Sometimes you just have to do things by the book. In OIT’s continuous improvement journey, one book – Radical Candor: Be a Kick-Ass Boss Without Losing Your Humanity by Kim Scott -- is making a big difference in the way OIT managers communicate and provide feedback.

Considered a cultural touchstone on providing feedback to peers, management and direct reports, Radical Candor serves as the basis for a book club for OIT senior management. Started by the senior leadership team, the club meets and reviews a chapter every two weeks. 

Following a discussion, participants go through chapter exercises and provide feedback based on the techniques outlined in each chapter. The sessions are facilitated by Kristen Belcher, the OCM consultant who designed the book club concept.  

“You don’t get good at something just by reading the book, so the groups are taking the time to practice and have frank discussions on the issues that are being discussed in each chapter,” said Reed Racette, an organizational change management consultant. “They’re taking the time to practice and call each other out on it. They’re trying to find that balance between being frank and being rude in practicing radical candor. They don’t want to be callous, but they do want to be impassioned in the feedback. It’s a process.”

While the techniques described in Radical Candor are still being absorbed by book club participants, the benefits of reading, discussing, and applying book lessons to real life scenarios are already becoming apparent. 

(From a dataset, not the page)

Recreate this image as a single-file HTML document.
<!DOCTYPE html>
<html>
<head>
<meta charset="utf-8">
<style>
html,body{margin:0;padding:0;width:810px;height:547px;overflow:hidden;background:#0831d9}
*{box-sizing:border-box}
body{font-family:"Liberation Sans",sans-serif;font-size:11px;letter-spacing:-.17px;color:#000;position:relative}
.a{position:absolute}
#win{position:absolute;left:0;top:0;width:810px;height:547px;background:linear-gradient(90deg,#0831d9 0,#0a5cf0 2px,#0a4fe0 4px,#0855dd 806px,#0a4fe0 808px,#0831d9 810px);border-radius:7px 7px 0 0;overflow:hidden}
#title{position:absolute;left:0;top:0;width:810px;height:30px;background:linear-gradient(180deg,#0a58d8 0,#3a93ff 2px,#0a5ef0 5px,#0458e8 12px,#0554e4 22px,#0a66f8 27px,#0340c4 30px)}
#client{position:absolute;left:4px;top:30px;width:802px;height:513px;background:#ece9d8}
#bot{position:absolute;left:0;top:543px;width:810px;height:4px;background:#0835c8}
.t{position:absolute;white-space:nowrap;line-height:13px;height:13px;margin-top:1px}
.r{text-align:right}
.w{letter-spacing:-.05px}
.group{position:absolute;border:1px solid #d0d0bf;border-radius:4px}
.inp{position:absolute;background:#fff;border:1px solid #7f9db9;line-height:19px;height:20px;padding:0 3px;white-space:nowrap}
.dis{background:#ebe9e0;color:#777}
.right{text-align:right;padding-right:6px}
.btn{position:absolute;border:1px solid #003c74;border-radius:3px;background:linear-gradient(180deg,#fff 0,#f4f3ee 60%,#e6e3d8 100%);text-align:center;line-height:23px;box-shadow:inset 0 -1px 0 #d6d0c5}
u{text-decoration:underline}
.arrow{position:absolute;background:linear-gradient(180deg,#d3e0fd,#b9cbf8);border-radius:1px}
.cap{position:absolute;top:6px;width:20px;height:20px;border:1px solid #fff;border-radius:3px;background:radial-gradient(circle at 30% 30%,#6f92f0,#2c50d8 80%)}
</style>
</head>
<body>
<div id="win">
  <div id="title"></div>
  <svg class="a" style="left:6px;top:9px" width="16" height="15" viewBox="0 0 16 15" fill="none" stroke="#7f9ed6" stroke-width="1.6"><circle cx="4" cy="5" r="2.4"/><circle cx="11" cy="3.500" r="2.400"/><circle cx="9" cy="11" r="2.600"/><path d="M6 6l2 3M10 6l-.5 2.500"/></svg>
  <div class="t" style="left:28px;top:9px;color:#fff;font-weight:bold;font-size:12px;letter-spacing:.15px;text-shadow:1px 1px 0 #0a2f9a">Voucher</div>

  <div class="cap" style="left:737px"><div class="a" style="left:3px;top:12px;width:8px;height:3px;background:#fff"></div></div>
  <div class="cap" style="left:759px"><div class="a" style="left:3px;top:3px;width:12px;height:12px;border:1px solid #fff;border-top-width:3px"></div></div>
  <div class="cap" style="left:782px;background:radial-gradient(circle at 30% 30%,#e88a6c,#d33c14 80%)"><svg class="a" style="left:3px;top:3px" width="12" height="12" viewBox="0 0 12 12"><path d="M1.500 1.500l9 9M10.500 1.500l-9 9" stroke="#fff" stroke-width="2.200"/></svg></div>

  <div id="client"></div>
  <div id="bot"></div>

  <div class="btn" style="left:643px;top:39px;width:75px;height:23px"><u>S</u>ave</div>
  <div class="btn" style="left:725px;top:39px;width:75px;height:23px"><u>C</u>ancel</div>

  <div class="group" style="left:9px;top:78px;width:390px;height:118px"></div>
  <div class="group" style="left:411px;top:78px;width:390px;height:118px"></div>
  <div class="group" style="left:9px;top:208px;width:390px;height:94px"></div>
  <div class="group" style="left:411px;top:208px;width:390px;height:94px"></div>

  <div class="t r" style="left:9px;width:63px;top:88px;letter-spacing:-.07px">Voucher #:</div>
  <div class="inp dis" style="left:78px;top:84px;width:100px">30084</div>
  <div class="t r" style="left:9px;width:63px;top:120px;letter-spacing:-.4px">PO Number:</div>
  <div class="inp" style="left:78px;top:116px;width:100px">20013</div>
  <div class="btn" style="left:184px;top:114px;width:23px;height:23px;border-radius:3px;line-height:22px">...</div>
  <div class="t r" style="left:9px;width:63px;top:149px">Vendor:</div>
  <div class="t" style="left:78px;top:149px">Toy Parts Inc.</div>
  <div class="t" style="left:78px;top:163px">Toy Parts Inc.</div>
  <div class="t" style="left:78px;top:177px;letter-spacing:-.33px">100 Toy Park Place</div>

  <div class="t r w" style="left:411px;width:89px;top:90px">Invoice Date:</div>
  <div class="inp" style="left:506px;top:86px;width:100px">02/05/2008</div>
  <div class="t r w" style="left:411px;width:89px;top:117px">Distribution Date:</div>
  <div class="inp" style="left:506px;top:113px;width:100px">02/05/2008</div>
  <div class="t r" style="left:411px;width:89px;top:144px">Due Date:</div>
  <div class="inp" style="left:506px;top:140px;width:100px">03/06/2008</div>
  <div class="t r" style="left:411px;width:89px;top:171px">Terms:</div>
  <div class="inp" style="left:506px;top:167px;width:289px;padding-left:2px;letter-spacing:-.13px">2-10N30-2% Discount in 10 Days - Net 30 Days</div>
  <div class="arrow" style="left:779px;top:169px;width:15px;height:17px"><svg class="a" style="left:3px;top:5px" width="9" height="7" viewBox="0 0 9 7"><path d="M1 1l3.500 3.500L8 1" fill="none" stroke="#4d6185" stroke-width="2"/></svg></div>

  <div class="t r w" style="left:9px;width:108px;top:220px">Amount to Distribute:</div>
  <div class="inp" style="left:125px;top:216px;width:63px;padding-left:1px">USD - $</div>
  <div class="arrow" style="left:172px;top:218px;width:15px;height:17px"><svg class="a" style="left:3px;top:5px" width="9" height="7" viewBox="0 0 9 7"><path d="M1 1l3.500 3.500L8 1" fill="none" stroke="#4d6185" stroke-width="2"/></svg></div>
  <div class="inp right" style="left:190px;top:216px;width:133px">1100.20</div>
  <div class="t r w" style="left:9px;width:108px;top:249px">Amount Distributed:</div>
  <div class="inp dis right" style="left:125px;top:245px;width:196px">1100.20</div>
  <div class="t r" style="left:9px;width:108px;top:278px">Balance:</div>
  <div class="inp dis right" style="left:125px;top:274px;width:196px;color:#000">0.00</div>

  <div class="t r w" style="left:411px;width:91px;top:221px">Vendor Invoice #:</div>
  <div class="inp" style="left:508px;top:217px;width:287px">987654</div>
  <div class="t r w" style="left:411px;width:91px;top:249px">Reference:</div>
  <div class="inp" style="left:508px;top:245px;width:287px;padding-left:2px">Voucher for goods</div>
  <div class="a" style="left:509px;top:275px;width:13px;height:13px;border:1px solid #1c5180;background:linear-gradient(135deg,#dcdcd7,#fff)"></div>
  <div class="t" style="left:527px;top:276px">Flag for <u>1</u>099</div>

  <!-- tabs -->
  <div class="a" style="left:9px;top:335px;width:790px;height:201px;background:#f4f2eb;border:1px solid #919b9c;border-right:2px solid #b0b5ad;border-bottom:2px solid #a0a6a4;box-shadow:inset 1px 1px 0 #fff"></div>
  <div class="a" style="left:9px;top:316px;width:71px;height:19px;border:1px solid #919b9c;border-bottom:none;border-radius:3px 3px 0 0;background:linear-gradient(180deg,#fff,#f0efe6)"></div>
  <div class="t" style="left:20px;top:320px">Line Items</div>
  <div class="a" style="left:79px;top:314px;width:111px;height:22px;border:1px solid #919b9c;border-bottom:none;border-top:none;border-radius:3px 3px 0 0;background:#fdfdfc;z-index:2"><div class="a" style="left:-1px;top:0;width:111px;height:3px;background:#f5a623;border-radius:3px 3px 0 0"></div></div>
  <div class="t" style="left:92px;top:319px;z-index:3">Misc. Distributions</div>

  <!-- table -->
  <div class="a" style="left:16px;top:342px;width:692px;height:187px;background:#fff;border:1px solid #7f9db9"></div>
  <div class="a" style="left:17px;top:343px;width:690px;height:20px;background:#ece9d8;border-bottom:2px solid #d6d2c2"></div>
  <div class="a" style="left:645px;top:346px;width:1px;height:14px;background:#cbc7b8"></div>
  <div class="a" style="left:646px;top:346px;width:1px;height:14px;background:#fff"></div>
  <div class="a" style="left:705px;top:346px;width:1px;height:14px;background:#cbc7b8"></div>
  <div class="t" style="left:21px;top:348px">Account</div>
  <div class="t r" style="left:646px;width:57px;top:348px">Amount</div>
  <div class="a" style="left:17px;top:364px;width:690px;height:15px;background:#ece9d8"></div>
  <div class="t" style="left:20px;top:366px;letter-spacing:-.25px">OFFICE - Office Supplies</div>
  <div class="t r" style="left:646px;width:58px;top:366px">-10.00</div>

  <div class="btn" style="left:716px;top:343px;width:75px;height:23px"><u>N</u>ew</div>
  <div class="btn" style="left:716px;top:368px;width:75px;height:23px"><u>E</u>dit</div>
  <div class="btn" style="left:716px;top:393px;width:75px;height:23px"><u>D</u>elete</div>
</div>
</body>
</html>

Radical Candor talks about how to give feedback and the different types of feedback, and how we feel about delivering constructive feedback,” says ISPG Deputy Director Frank Domizio. “It changes your mindset about trying to think about feedback as an important conversation that people need to hear and finding constructive ways to deliver it. I’m only through about three chapters, but so far, I’m finding it super interesting.”